** BEGIN EXTRACTED MATERIAL **

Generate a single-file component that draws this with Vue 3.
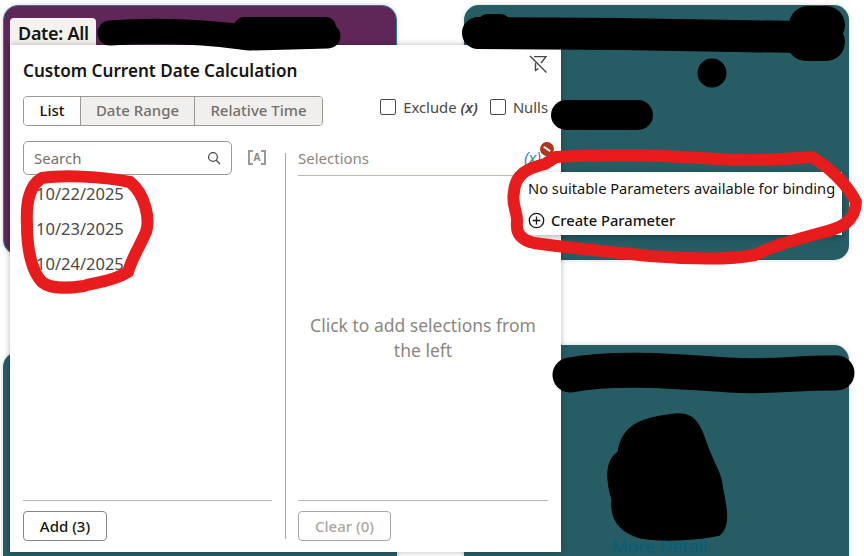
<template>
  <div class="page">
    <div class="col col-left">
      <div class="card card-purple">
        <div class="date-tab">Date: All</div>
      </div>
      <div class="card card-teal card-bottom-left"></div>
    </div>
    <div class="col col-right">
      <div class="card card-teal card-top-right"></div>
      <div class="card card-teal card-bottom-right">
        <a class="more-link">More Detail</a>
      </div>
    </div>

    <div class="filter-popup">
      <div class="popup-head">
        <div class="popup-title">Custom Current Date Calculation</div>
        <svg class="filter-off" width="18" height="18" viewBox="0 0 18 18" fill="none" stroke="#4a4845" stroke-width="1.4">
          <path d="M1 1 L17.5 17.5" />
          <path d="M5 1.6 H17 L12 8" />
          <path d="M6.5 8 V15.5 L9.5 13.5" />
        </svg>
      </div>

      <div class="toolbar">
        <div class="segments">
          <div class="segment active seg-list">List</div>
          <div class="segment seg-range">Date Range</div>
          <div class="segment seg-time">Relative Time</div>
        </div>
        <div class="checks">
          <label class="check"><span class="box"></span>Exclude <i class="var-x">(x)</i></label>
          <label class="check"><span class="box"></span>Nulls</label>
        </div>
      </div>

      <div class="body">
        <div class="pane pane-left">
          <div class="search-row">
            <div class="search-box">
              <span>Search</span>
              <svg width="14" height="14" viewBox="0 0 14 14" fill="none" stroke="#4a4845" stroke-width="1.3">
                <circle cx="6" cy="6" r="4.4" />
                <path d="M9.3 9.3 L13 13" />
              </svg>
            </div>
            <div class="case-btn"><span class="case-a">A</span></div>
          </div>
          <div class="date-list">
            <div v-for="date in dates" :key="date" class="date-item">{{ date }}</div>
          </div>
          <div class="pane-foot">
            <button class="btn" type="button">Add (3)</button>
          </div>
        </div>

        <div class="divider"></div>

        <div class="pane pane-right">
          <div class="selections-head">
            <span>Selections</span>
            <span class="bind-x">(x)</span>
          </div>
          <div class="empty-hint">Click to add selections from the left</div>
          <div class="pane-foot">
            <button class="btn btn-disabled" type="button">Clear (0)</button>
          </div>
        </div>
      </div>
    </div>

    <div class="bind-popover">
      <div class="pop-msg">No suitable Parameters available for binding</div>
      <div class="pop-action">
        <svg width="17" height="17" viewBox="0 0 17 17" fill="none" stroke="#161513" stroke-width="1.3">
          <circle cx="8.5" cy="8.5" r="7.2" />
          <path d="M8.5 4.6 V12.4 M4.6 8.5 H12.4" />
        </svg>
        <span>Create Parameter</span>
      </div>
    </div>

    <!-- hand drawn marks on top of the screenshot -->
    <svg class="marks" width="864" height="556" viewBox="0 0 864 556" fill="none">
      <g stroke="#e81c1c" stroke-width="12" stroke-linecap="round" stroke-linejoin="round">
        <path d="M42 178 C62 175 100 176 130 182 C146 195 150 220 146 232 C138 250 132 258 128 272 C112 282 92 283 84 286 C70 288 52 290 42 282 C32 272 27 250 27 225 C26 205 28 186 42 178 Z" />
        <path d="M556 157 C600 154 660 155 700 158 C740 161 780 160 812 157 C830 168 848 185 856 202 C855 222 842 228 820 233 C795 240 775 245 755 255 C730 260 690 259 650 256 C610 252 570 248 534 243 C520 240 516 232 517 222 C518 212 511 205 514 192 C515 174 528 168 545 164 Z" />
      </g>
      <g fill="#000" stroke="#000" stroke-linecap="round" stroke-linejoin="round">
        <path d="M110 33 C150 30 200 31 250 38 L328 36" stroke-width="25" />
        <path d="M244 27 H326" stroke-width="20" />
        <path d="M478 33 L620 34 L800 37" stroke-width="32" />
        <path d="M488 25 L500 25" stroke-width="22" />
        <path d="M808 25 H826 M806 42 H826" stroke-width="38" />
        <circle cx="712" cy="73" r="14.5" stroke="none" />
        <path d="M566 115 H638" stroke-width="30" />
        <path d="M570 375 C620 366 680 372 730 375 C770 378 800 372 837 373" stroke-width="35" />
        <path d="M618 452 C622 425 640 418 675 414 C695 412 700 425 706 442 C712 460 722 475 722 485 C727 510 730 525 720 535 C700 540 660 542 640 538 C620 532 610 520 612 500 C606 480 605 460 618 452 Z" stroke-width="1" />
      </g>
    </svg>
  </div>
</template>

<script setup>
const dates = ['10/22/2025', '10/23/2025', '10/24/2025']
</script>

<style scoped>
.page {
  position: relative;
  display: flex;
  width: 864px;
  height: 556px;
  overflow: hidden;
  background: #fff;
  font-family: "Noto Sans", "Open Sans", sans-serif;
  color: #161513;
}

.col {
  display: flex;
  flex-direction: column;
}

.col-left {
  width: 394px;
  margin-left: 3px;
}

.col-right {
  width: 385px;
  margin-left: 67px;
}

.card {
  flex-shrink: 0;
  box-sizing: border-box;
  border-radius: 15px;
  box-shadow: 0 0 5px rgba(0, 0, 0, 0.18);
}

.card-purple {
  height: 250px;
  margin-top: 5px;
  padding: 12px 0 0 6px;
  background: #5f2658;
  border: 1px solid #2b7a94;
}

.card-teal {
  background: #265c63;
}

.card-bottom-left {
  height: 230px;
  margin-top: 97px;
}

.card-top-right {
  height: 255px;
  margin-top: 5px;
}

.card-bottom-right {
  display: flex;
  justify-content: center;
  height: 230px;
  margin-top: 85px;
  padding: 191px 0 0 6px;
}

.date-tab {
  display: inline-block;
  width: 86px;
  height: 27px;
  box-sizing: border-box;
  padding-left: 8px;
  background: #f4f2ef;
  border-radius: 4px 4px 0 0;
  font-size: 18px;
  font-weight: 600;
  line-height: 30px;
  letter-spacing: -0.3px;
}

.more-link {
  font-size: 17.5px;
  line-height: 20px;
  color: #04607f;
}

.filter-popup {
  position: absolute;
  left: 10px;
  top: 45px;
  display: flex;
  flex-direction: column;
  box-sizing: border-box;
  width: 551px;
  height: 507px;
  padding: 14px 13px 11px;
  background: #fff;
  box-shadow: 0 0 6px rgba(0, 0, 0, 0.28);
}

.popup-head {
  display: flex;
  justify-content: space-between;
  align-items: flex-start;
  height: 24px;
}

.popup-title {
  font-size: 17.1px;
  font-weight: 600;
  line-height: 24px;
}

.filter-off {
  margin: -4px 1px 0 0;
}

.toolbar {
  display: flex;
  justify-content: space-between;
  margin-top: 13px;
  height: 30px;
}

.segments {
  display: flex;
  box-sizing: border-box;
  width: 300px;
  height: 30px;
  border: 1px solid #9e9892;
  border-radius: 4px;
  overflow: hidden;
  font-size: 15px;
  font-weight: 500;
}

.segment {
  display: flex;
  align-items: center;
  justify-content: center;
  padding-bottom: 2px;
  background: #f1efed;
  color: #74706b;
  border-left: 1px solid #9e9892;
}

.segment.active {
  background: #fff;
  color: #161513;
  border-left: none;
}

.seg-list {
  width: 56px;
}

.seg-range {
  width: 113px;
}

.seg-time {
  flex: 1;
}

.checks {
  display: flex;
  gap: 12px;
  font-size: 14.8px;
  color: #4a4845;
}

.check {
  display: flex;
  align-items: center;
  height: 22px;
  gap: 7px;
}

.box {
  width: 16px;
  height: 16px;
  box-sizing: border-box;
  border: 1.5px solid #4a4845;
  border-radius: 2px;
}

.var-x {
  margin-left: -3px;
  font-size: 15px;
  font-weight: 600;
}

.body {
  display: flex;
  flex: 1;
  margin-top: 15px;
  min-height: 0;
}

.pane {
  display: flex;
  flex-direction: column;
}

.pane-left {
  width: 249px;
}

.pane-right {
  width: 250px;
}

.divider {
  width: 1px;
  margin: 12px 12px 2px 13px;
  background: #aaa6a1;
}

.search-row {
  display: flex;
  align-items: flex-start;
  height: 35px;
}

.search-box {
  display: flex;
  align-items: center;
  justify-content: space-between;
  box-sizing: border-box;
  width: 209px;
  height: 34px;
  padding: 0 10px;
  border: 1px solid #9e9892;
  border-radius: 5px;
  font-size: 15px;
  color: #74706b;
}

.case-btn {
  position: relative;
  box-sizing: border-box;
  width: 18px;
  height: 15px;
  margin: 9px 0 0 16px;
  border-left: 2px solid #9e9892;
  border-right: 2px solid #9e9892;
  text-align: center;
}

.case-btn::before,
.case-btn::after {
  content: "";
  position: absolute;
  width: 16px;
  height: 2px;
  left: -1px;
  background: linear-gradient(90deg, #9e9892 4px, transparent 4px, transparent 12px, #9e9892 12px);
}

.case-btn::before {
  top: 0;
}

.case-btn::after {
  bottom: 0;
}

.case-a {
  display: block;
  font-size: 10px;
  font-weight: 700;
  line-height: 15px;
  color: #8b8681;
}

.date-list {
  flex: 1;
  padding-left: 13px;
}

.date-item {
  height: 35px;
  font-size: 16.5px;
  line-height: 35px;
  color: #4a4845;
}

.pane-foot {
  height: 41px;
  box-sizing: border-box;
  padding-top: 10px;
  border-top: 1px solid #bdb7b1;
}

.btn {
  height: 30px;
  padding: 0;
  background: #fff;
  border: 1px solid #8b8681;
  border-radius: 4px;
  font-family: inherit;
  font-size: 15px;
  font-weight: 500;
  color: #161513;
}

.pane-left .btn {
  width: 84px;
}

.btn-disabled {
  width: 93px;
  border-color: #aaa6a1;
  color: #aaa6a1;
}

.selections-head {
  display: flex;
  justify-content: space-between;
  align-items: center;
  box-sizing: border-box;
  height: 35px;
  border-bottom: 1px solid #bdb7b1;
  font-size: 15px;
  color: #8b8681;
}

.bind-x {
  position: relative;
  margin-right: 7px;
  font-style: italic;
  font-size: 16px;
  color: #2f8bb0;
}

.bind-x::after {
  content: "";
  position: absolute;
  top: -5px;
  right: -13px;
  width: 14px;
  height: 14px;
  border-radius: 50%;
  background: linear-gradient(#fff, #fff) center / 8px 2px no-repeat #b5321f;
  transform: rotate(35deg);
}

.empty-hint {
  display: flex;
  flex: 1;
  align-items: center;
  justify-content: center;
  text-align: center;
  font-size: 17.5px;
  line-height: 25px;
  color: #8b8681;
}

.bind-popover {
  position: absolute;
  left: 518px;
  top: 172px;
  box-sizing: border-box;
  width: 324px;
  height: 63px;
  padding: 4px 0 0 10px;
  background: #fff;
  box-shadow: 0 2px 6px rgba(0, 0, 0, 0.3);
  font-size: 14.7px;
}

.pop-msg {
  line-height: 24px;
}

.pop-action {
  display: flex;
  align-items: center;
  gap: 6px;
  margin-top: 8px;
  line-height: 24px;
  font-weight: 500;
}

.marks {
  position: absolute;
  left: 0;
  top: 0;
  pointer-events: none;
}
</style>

** END EXTRACTED MATERIAL **
** BEGIN EXTRACTED MATERIAL **

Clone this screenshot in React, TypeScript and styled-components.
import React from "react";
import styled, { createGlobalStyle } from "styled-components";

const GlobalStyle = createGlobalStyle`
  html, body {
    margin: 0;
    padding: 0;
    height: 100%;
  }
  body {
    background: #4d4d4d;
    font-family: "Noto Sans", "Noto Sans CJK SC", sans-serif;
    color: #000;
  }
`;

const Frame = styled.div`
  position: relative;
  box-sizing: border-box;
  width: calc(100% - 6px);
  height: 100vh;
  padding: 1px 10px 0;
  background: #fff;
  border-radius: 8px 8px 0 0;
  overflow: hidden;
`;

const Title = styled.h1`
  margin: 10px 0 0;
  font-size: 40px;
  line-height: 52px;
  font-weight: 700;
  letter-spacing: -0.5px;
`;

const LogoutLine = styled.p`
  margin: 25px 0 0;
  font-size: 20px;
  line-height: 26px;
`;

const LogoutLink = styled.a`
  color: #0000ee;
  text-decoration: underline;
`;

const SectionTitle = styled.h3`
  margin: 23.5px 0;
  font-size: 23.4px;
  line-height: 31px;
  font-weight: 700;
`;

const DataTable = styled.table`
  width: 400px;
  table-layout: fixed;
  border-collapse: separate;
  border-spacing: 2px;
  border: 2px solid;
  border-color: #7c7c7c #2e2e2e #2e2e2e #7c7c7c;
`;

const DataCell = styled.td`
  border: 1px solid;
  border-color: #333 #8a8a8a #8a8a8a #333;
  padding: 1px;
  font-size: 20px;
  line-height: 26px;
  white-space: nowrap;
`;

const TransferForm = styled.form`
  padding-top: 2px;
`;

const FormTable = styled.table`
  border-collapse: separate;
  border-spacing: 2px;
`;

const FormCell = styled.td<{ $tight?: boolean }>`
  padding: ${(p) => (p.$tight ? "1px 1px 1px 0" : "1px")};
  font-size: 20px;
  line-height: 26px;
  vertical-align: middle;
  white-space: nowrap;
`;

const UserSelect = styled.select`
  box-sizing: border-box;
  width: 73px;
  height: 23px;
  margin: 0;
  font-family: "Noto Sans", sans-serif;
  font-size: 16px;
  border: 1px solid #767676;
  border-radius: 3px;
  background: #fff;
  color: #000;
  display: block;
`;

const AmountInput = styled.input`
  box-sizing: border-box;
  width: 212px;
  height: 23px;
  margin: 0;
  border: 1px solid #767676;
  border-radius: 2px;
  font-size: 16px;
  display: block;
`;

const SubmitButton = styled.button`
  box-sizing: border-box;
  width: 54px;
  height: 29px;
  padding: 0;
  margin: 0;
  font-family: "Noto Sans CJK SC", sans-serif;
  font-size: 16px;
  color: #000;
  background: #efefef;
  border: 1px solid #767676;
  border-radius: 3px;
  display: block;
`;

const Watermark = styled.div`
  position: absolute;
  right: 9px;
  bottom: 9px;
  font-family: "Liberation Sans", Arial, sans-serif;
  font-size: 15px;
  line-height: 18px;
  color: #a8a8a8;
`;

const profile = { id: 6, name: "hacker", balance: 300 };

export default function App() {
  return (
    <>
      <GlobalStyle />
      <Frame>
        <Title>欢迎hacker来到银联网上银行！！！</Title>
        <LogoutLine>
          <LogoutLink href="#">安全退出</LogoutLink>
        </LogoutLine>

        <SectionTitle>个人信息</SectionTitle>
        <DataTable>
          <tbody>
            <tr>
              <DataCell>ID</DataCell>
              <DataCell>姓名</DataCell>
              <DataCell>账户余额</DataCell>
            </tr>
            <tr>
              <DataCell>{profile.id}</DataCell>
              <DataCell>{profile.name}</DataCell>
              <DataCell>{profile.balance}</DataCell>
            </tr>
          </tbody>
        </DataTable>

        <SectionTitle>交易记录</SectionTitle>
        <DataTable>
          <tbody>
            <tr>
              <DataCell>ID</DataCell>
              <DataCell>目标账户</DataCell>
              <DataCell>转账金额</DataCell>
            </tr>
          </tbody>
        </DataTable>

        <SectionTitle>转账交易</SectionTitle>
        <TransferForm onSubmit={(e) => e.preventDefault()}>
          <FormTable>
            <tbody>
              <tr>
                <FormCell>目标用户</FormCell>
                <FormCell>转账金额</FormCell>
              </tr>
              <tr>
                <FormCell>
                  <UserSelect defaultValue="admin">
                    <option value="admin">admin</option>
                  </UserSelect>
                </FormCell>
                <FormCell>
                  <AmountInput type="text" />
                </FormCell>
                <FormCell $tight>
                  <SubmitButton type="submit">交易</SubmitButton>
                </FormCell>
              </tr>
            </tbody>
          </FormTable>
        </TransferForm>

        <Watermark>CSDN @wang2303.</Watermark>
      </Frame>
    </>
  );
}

** END EXTRACTED MATERIAL **
** BEGIN EXTRACTED MATERIAL **

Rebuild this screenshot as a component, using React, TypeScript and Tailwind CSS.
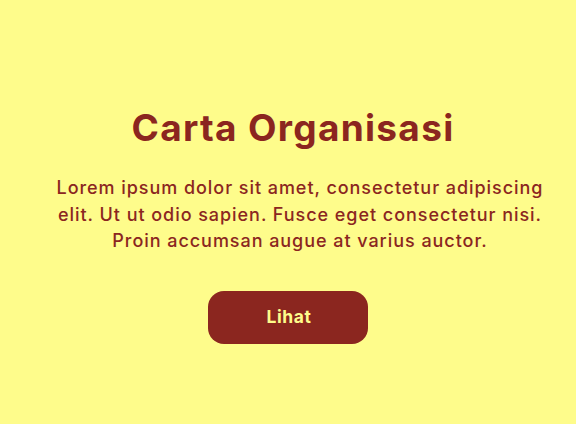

** END EXTRACTED MATERIAL **

**WHAT IS EXPECTED**
Note how many lines in the listing above hold the string "this", then give only that figure.

**RESPONSE**
3